I was studying a proof of the Central Limit Theorem (for iid variables), and at some step, the proof requires me to find the limit of $$\lim_{n \to \infty} \left( 1-\frac{t^2}{2n}+o(\frac{t^2}{n}) \right)^n=e^{-\frac{t^2}{2}} \qquad(1)$$ where $o(x^k)$ is a function such that $\lim_{x\to\infty} \frac {o(x^k)}{x^k}=0$ for any positive integer k (little-o notation).

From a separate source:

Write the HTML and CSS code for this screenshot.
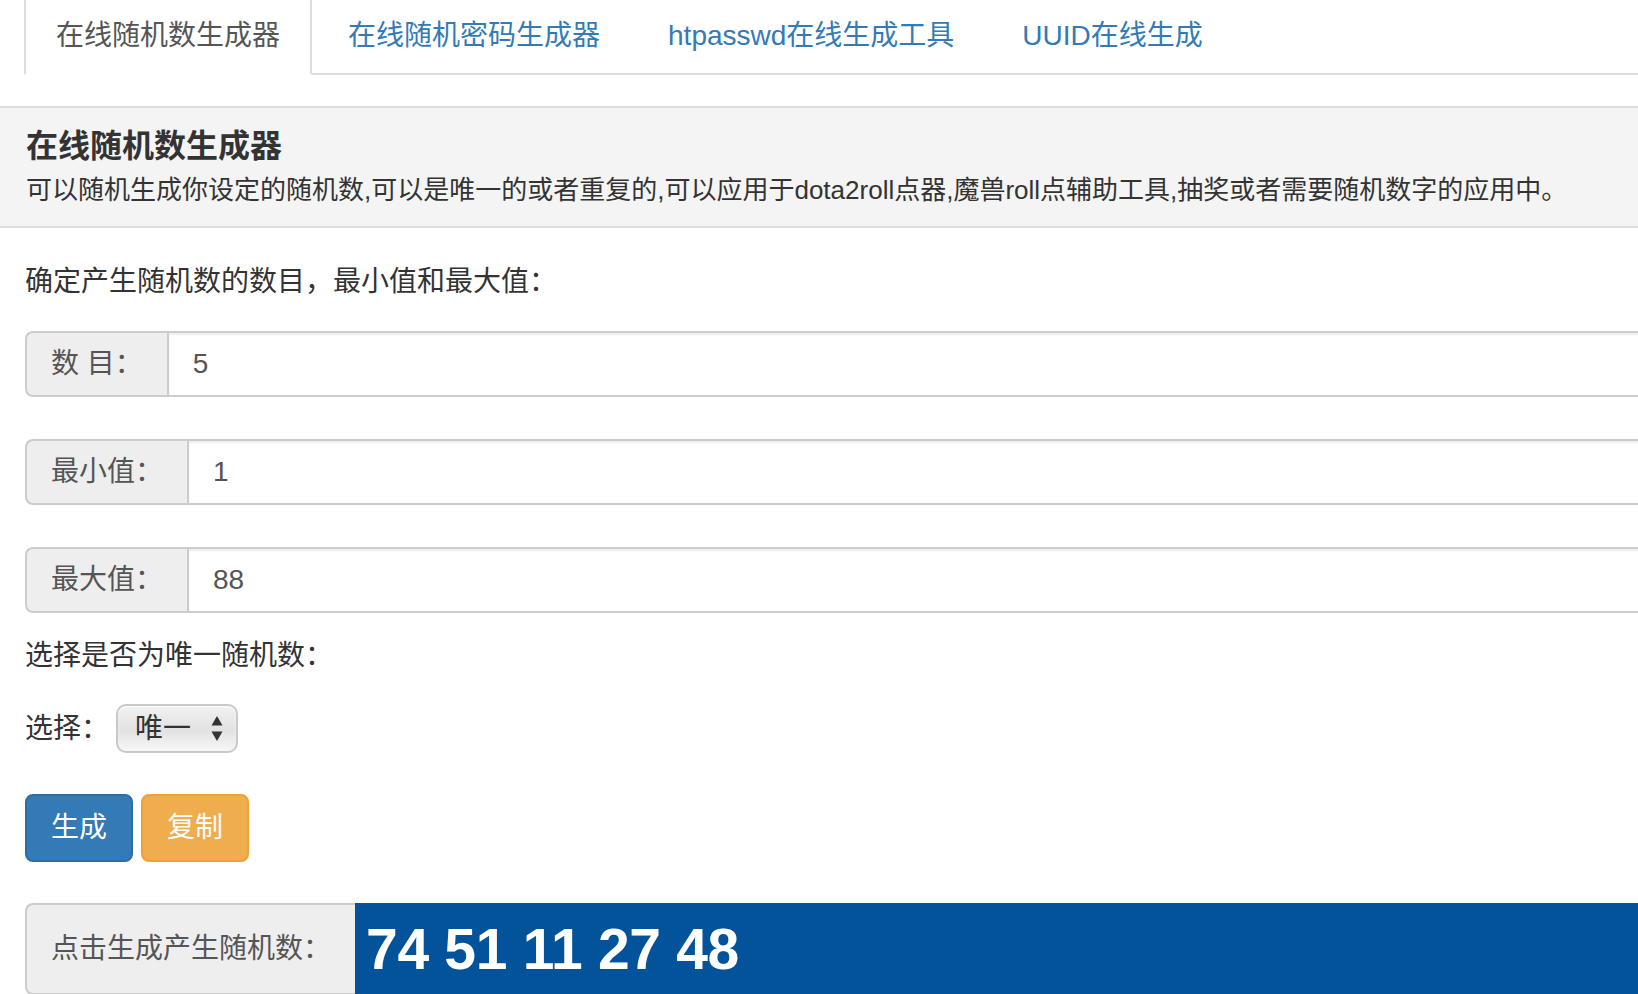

I know that, by the definition of $e$, we have: $$\lim_{n \to \infty} \left( 1-\frac{t^2}{2n} \right)^n=e^{-\frac{t^2}{2}}$$
Also, we can rearrange the terms in (1) to have a similar expression: $$\lim_{n \to \infty} \left( 1-a\frac{t^2}{2n} \right)^n$$ With $a=1-2\frac{o(\frac{t^2}{n})}{\frac{t^2}{n}}$.
However, I don't know how to argue that this expression must converge to $e^{-\frac{t^2}{2}}$. In an intuitive level, it seems logical that this must be the limit, though I would want to have a more rigourous argument. How can I calculate this limit?
$\ln(1+u)= u + o(u)$ when $u\to0$. So : $$\ln\left(1-\frac{t^2}{2n}+o\left(\textstyle\frac{1}{n}\right)\right) = -\frac{t^2}{2n}+o\left(\textstyle\frac{1}{n}\right)$$ and $$\left(1-\frac{t^2}{2n}+o\left(\textstyle\frac{1}{n}\right)\right)^n = e^{n\ln\left(1-\frac{t^2}{2n}+o\left(\frac{1}{n}\right)\right)} = e^{-\frac{t^2}{2}+o(1)} \xrightarrow[n\to\infty]{} e^{-\frac{t^2}{2}}$$ $o(1)$ meaning some sequence with limit $0$.